To answer the title’s question, yes, white people can be saved. Whiteness cannot. The vampiric consumptive imagination of Sinners depicts how whiteness functions. It consumes not just Black folks in obvious ways, but it devours Remmick’s Irish heritage and vomits it back as white. Understanding whiteness through the lens of Sinners suggests a social contract of condemned redemption. White folks bitten by whiteness believe that they are saved, yet it’s a salvation destined for damnation. Its disciples experience an unholy resurrection that relegates existence to the nighttime, to the shadows, unto death itself. Whiteness only propagates itself by feeding and devouring the living, a cursed existence that requires a perpetual blood sacrifice to achieve hopes of eternality.
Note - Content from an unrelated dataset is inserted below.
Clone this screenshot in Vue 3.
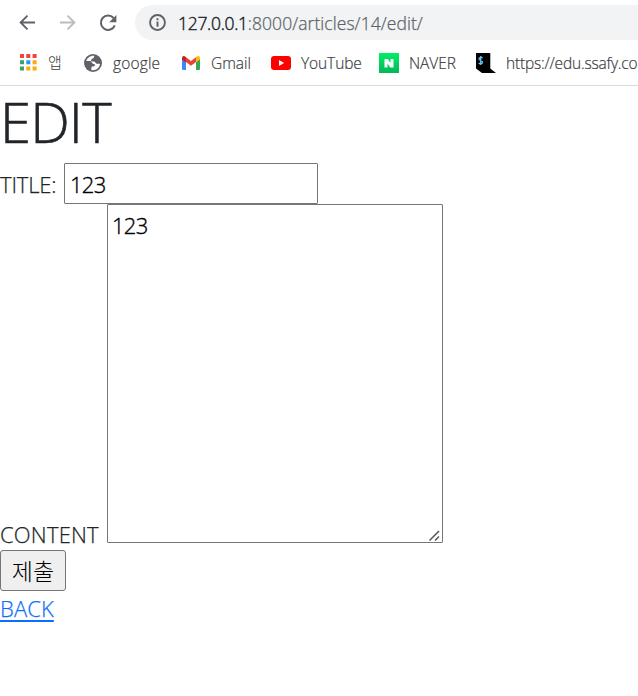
<script setup>
import { ref } from 'vue'
const title = ref('123')
const content = ref('123')
</script>

<template>
  <div class="window">
    <header class="chrome">
      <div class="toolbar">
        <svg class="nav back" viewBox="0 0 18 18"><path d="M17 9H2.2M9 1.7 1.7 9 9 16.3" fill="none" stroke="#5f6368" stroke-width="2" /></svg>
        <svg class="nav forward" viewBox="0 0 18 18"><path d="M1 9h14.8M9 1.7 16.3 9 9 16.3" fill="none" stroke="#babcbe" stroke-width="2" /></svg>
        <svg class="nav reload" viewBox="0 0 18 18"><path d="M14.6 4A7.2 7.2 0 1 0 15.8 11.3" fill="none" stroke="#5f6368" stroke-width="2" /><path d="M17.4 1v7.2h-7.2z" fill="#5f6368" /></svg>
        <div class="address">
          <svg class="info" viewBox="0 0 16 16"><circle cx="8" cy="8" r="7" fill="none" stroke="#5f6368" stroke-width="1.8" /><path d="M7.1 7h1.8v5H7.1zM7.1 4h1.8v1.8H7.1z" fill="#5f6368" /></svg>
          <span class="url"><b>127.0.0.1</b>:8000/articles/14/edit/</span>
        </div>
      </div>
      <nav class="bookmarks">
        <a class="mark apps">
          <svg viewBox="0 0 17 17"><path d="M0 0h4v4H0zM6.3 0h4v4h-4zM12.6 0h4v4h-4z" fill="#f44336" /><path d="M0 6.3h4v4H0zM0 12.6h4v4H0z" fill="#34a565" /><path d="M6.3 6.3h4v4h-4z" fill="#2196f3" /><path d="M12.6 6.3h4v4h-4zM6.3 12.6h4v4h-4zM12.6 12.6h4v4h-4z" fill="#fbaa09" /></svg>
          <span>앱</span>
        </a>
        <a class="mark google">
          <svg viewBox="0 0 18 18"><circle cx="9" cy="9" r="9" fill="#5f6368" /><path d="M10.5 1.9C7 1.3 3.4 3.6 2.2 7h2.6c1.6 0 2.8.4 3.2 1.7.3 1 1.5 1 2.3 1.4.9.5.7 1.8-.2 2.2-1 .4-2.4.1-2.7 1.2-.3.9.3 1.5-.2 2.5 4.2 1 8.4-1.7 8.8-6-1.3-.7-2.2.2-3.5-.3-1.2-.5-1.1-2-2.6-2.1-1.3 0-2.4.2-2.8-.9-.4-1.2.9-1.8 1.8-2.2 1-.5.9-1.6 1.6-2.6z" fill="#fff" /></svg>
          <span>google</span>
        </a>
        <a class="mark gmail">
          <svg viewBox="0 0 18 14"><path d="M0 2v10.7Q0 14 1.3 14H4V6z" fill="#4285f4" /><path d="M14 6v8h2.7q1.3 0 1.3-1.3V2z" fill="#34a853" /><path d="M4 1.2 9 5l5-3.8V6L9 9.8 4 6z" fill="#ea4335" /><path d="M0 2Q0 0 1.8 0 2.7 0 4 1.2v5.2L0 3.5z" fill="#c5221f" /><path d="M18 2q0-2-1.8-2-.9 0-2.2 1.2v5.2l4-2.9z" fill="#fbbc04" /></svg>
          <span>Gmail</span>
        </a>
        <a class="mark youtube">
          <svg viewBox="0 0 20 14"><rect width="20" height="14" rx="3.2" fill="#f00" /><path d="m8 4 5.2 3L8 10z" fill="#fff" /></svg>
          <span>YouTube</span>
        </a>
        <a class="mark naver">
          <svg viewBox="0 0 20 20"><defs><linearGradient id="naver-green" x2="0" y2="1"><stop stop-color="#00ef64" /><stop offset="1" stop-color="#05b65a" /></linearGradient></defs><path d="M0 0h20v20H0z" fill="url(#naver-green)" /><path d="M5.5 6h3.2l2.8 4V6h3v8.4h-3.2l-2.8-4v4h-3z" fill="#fff" /></svg>
          <span>NAVER</span>
        </a>
        <a class="mark ssafy">
          <svg viewBox="0 0 20 20"><path d="M0 0h14.3v15.5L20 20H6l-6-4.6z" fill="#000" /><path d="M6.4 5.2C5.7 3.8 3 4 3 5.7c0 1.9 3.5 1.5 3.5 3.6 0 1.9-2.9 2.1-3.8.6M4.7 3v9" fill="none" stroke="#65c7ee" stroke-width="1.3" /></svg>
          <span>https://edu.ssafy.co</span>
        </a>
      </nav>
    </header>
    <main>
      <h1>EDIT</h1>
      <form @submit.prevent>
        <div class="field title"><label for="title">TITLE:</label><input id="title" v-model="title" type="text"></div>
        <div class="field content"><label for="content">CONTENT</label><div class="area"><textarea id="content" v-model="content"></textarea><svg class="grip" viewBox="0 0 11 11"><path d="M.5 10.5 10 1M6 10.5l4-4" fill="none" stroke="#555" stroke-width="1.5" /></svg></div></div>
        <button type="submit">제출</button>
      </form>
      <a class="return" href="#">BACK</a>
    </main>
  </div>
</template>

<style>
body { background: #fff; overflow: hidden; }
</style>

<style scoped>
* { box-sizing: border-box; }
.window { width: 638px; height: 696px; overflow: hidden; background: #fff; color: #212529; font-family: "Open Sans", "Noto Sans CJK KR", sans-serif; -webkit-text-stroke: .25px currentColor; }
svg { display: block; flex: none; }
.chrome { height: 86px; border-bottom: 1px solid #d9dadb; }
.toolbar { display: flex; align-items: center; height: 45px; padding-left: 19px; }
.nav { width: 17px; height: 17px; margin-right: 23px; }
.reload { width: 18px; height: 18px; margin-right: 18px; }
.address { display: flex; align-items: center; width: 520px; height: 35px; padding-left: 14px; border-radius: 18px 0 0 18px; background: #f1f3f4; }
.info { width: 17px; height: 17px; }
.url { margin-left: 12px; color: #5f6368; font-size: 17.5px; font-weight: 300; letter-spacing: .06px; white-space: nowrap; }
.url b { color: #202124; font-weight: 300; letter-spacing: -.3px; -webkit-text-stroke: .4px #202124; }
.bookmarks { display: flex; height: 35px; padding-left: 20px; }
.mark { display: flex; flex: none; align-items: center; color: #3c4043; font-size: 15.5px; font-weight: 300; letter-spacing: -.06px; white-space: nowrap; -webkit-text-stroke: .2px #3c4043; }
.mark.apps { width: 64px; gap: 11px; font-size: 15px; -webkit-text-stroke-width: 0; }
.apps span { margin-top: -3px; }
.apps svg { width: 17px; height: 17px; }
.google { width: 98px; gap: 11px; letter-spacing: .15px; }
.google svg { width: 18px; height: 18px; }
.gmail { width: 89px; gap: 11px; }
.gmail svg { width: 18px; height: 14px; }
.youtube { width: 108px; gap: 10px; letter-spacing: -.1px; }
.youtube svg { width: 20px; height: 14px; }
.naver { width: 97px; gap: 10px; }
.naver svg, .ssafy svg { width: 20px; height: 20px; }
.ssafy { gap: 10px; letter-spacing: -.2px; }
main { font-size: 22px; font-weight: 300; }
h1 { height: 77px; margin: 0; font-size: 56px; font-weight: 300; line-height: 71px; letter-spacing: -.8px; -webkit-text-stroke: .6px #212529; }
.field { display: flex; }
label { flex: none; white-space: nowrap; letter-spacing: .2px; }
.title { height: 41px; }
.title label { width: 64px; line-height: 42px; letter-spacing: -.15px; }
input, textarea { display: block; border: 1px solid #767676; border-radius: 1px; background: #fff; color: #000; font: 300 22px "Open Sans", sans-serif; letter-spacing: -.7px; outline: none; -webkit-text-stroke: .35px #000; }
input { width: 254px; height: 41px; padding: 1px 5px 0; }
.content { align-items: flex-end; height: 339px; }
.content label { width: 107px; line-height: 30px; margin-bottom: -6px; }
.area { position: relative; width: 336px; height: 339px; }
textarea { width: 100%; height: 100%; padding: 5px 4px; line-height: 30px; resize: none; overflow: hidden; }
.grip { position: absolute; right: 3px; bottom: 2px; width: 11px; height: 11px; }
button { display: block; width: 66px; height: 41px; margin-top: 7px; padding: 0 0 2px; border: 1px solid #767676; border-radius: 3px; background: #efefef; color: #000; font: 300 23px "Noto Sans CJK KR", sans-serif; -webkit-text-stroke-width: 0; }
.return { display: block; width: 56px; color: #0d6efd; line-height: 34px; letter-spacing: .1px; text-underline-offset: 3px; text-decoration-thickness: 2px; -webkit-text-stroke: .25px #0d6efd; }
</style>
Having an existence where the light of the sun results in death’s final blow almost seems like a perfect rebuttal to the centuries of written and decreed colonial history that deemed those found closer to the Earth’s equator with darker skin as the savages.
Rather than stepping into the light of the world and accept their fate, white Americans—and those that think they are white—as individuals, family units, business owners, factory workers, preachers, elected officials, cryptobros, trad wives, tech moguls, teachers, and college students choose daily to participate in a capitalistic system that ingests the blood, sweat, and tears of the vulnerable. And too often, in a caste system based on skin color, the scapegoats sacrificed on their ontological altar are Black folks. The genius of Ryan Coogler’s film Sinners reminds those in the hands of an angry God that the tragic irony in this process of redemption is one that leads to the damnation of not just themselves, but the inevitable death of those still living.